The annual “Parade of Saints” in Manila will be held online this year due to the coronavirus pandemic.
“In this time of pandemic, the traditional ‘Parade of Saints’ will continue,” read a social media post of the Santisima Trinidad Parish in Malate.
“We just changed the concept so we can still be together even if it’s online,” it added.
The parish called on everyone to join the online activity that has been dubbed “Your Saint Sounds Familiar.”
The parish said participants need only to dress up like their favorite saint, look for a famous quote of the saint, take a video, and send it to [email protected] on or before October 28.
A prize awaits for anyone who resembles most the chosen saint.
The Catholic Church has been promoting the “March of Saints” to help bring the essence of the observance of All Saints’ Day and to encourage children to wear saintly costumes instead of scary ones during Halloween.
The “March of Saints” highlights the lives and virtues of Catholic saints and aims to replac the popular Halloween concepts.
The activity is usually held before All Saints’ Day when Filipino Catholics remember their dearly departed.
The Catholic Church’s liturgical calendar marks November 1 as the Solemnity of All Saints.

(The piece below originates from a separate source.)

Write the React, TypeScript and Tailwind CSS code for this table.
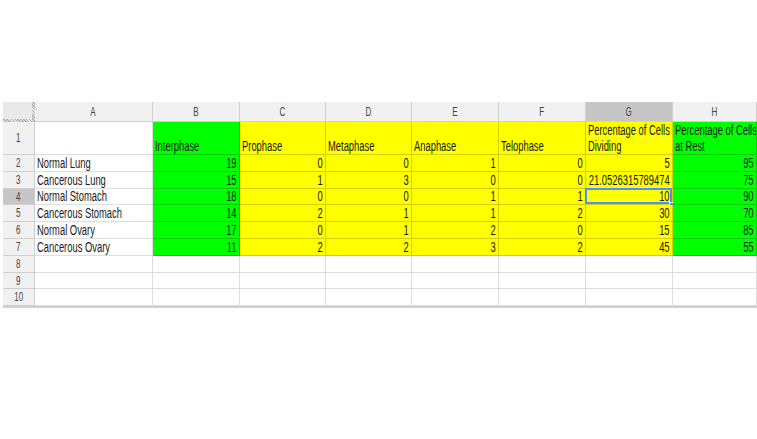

Through the years, All Saints’ Day Eve has been known as “All Hallow’s Eve” or Halloween, from the word “hallow,” which means “holy.” The suffix “een” is supposed to be an abbreviation of “evening.”
The celebration refers to the Eve of All Hallows, the night before the Christian holy day that honors saintly people of the past.
Secular influence, however, took away the “holy” in Halloween through fancy dress parties where people wear costumes to look like monsters, ghouls and other evil entities.
The practice of dressing up like creatures of the night and demons reportedly has pagan origins.
In recent years, church leaders have encouraged parents to dress their children “like saints and not like characters from the underworld” to create a deeper awareness about the lives of saints.
Manila Auxiliary Bishop Broderick Pabillo, chairman of the Commission on the Laity, said Halloween is not a Christian celebration but a “celebration of death.” He said All Souls’ Day and All Saints’ Day are “celebrations of life.”
He said when people visit their dearly departed during these days, they say prayers, offer flowers, light candles and bring food, which are all signs of life.
Last year, the prelate said the “Parade of Saints” is a reclaiming of the eve of All Saints’ Day for Christ.
“It really belongs to Christ because it is the beginning of All Saints’ Day, the feast of all who have washed their robes with the Blood of the Lamb,” Bishop Pabillo said.